### WORK TO COMPLETE
Copy out all the lines exactly. Omit pictures.

■ ■ ■ ■

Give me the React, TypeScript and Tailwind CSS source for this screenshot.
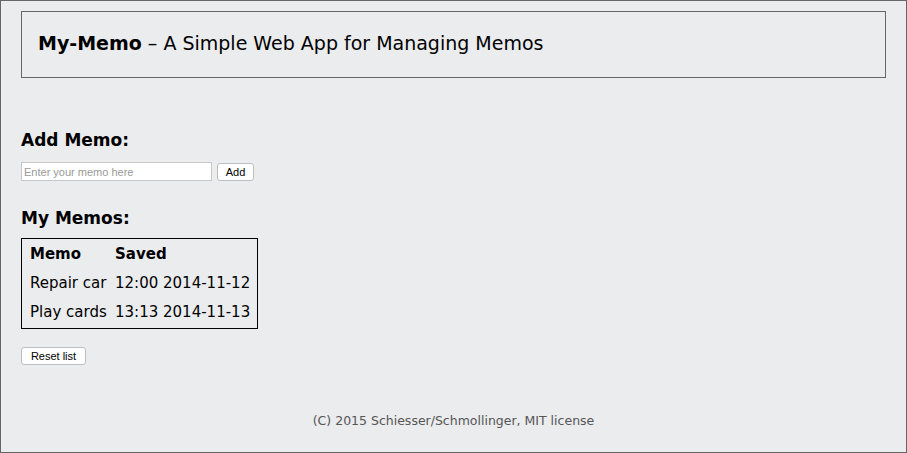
const memos = [
  { text: "Repair car", saved: "12:00 2014-11-12" },
  { text: "Play cards", saved: "13:13 2014-11-13" },
];

export default function App() {
  return (
    <div className="w-[907px] h-[453px] border border-[#666] bg-[#ebecee] px-[20px] pt-[10px] font-['DejaVu_Sans',Verdana,sans-serif] text-black flex flex-col">
      <header className="h-[67px] border border-[#666] flex items-center px-[16px] pb-[3px] text-[19px]">
        <span className="font-bold">My-Memo</span>
        <span>&nbsp;– A Simple Web App for Managing Memos</span>
      </header>

      <h2 className="mt-[51px] text-[17px] leading-[22px] font-bold">Add Memo:</h2>
      <div className="mt-[11px] flex items-start gap-[5px]">
        <input
          type="text"
          placeholder="Enter your memo here"
          className="w-[191px] h-[19px] bg-white border border-[#c8c8c8] px-[2px] text-[11px] font-['Liberation_Sans',Arial,sans-serif] placeholder:text-[#999] outline-none"
        />
        <button className="mt-[1px] w-[37px] h-[18px] bg-white border border-[#bdbdbd] rounded-[3px] text-[11px] leading-[16px] font-['Liberation_Sans',Arial,sans-serif]">
          Add
        </button>
      </div>

      <h2 className="mt-[26px] text-[17px] leading-[22px] font-bold">My Memos:</h2>
      <table className="mt-[9px] w-[237px] table-fixed border border-black border-separate border-spacing-0 text-[15px] p-[1px]">
        <thead>
          <tr className="h-[29px]">
            <th className="text-left font-bold pl-[7px] w-[92px]">Memo</th>
            <th className="text-left font-bold">Saved</th>
          </tr>
        </thead>
        <tbody>
          {memos.map((m) => (
            <tr key={m.text} className="h-[29px]">
              <td className="pl-[7px] whitespace-nowrap">{m.text}</td>
              <td className="whitespace-nowrap">{m.saved}</td>
            </tr>
          ))}
        </tbody>
      </table>

      <div className="mt-[18px] flex">
        <button className="w-[65px] h-[18px] bg-white border border-[#bdbdbd] rounded-[3px] text-[11px] leading-[16px] font-['Liberation_Sans',Arial,sans-serif]">
          Reset list
        </button>
      </div>

      <footer className="mt-[48px] text-center text-[12.5px] leading-[16px] text-[#555]">
        (C) 2015 Schiesser/Schmollinger, MIT license
      </footer>
    </div>
  );
}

■ ■ ■ ■

### OUTPUT BELOW
Give me the React, TypeScript and Tailwind CSS source for this screenshot.
const memos = [
  { text: "Repair car", saved: "12:00 2014-11-12" },
  { text: "Play cards", saved: "13:13 2014-11-13" },
];

export default function App() {
  return (
    <div className="w-[907px] h-[453px] border border-[#666] bg-[#ebecee] px-[20px] pt-[10px] font-['DejaVu_Sans',Verdana,sans-serif] text-black flex flex-col">
      <header className="h-[67px] border border-[#666] flex items-center px-[16px] pb-[3px] text-[19px]">
        <span className="font-bold">My-Memo</span>
        <span>&nbsp;– A Simple Web App for Managing Memos</span>
      </header>

      <h2 className="mt-[51px] text-[17px] leading-[22px] font-bold">Add Memo:</h2>
      <div className="mt-[11px] flex items-start gap-[5px]">
        <input
          type="text"
          placeholder="Enter your memo here"
          className="w-[191px] h-[19px] bg-white border border-[#c8c8c8] px-[2px] text-[11px] font-['Liberation_Sans',Arial,sans-serif] placeholder:text-[#999] outline-none"
        />
        <button className="mt-[1px] w-[37px] h-[18px] bg-white border border-[#bdbdbd] rounded-[3px] text-[11px] leading-[16px] font-['Liberation_Sans',Arial,sans-serif]">
          Add
        </button>
      </div>

      <h2 className="mt-[26px] text-[17px] leading-[22px] font-bold">My Memos:</h2>
      <table className="mt-[9px] w-[237px] table-fixed border border-black border-separate border-spacing-0 text-[15px] p-[1px]">
        <thead>
          <tr className="h-[29px]">
            <th className="text-left font-bold pl-[7px] w-[92px]">Memo</th>
            <th className="text-left font-bold">Saved</th>
          </tr>
        </thead>
        <tbody>
          {memos.map((m) => (
            <tr key={m.text} className="h-[29px]">
              <td className="pl-[7px] whitespace-nowrap">{m.text}</td>
              <td className="whitespace-nowrap">{m.saved}</td>
            </tr>
          ))}
        </tbody>
      </table>

      <div className="mt-[18px] flex">
        <button className="w-[65px] h-[18px] bg-white border border-[#bdbdbd] rounded-[3px] text-[11px] leading-[16px] font-['Liberation_Sans',Arial,sans-serif]">
          Reset list
        </button>
      </div>

      <footer className="mt-[48px] text-center text-[12.5px] leading-[16px] text-[#555]">
        (C) 2015 Schiesser/Schmollinger, MIT license
      </footer>
    </div>
  );
}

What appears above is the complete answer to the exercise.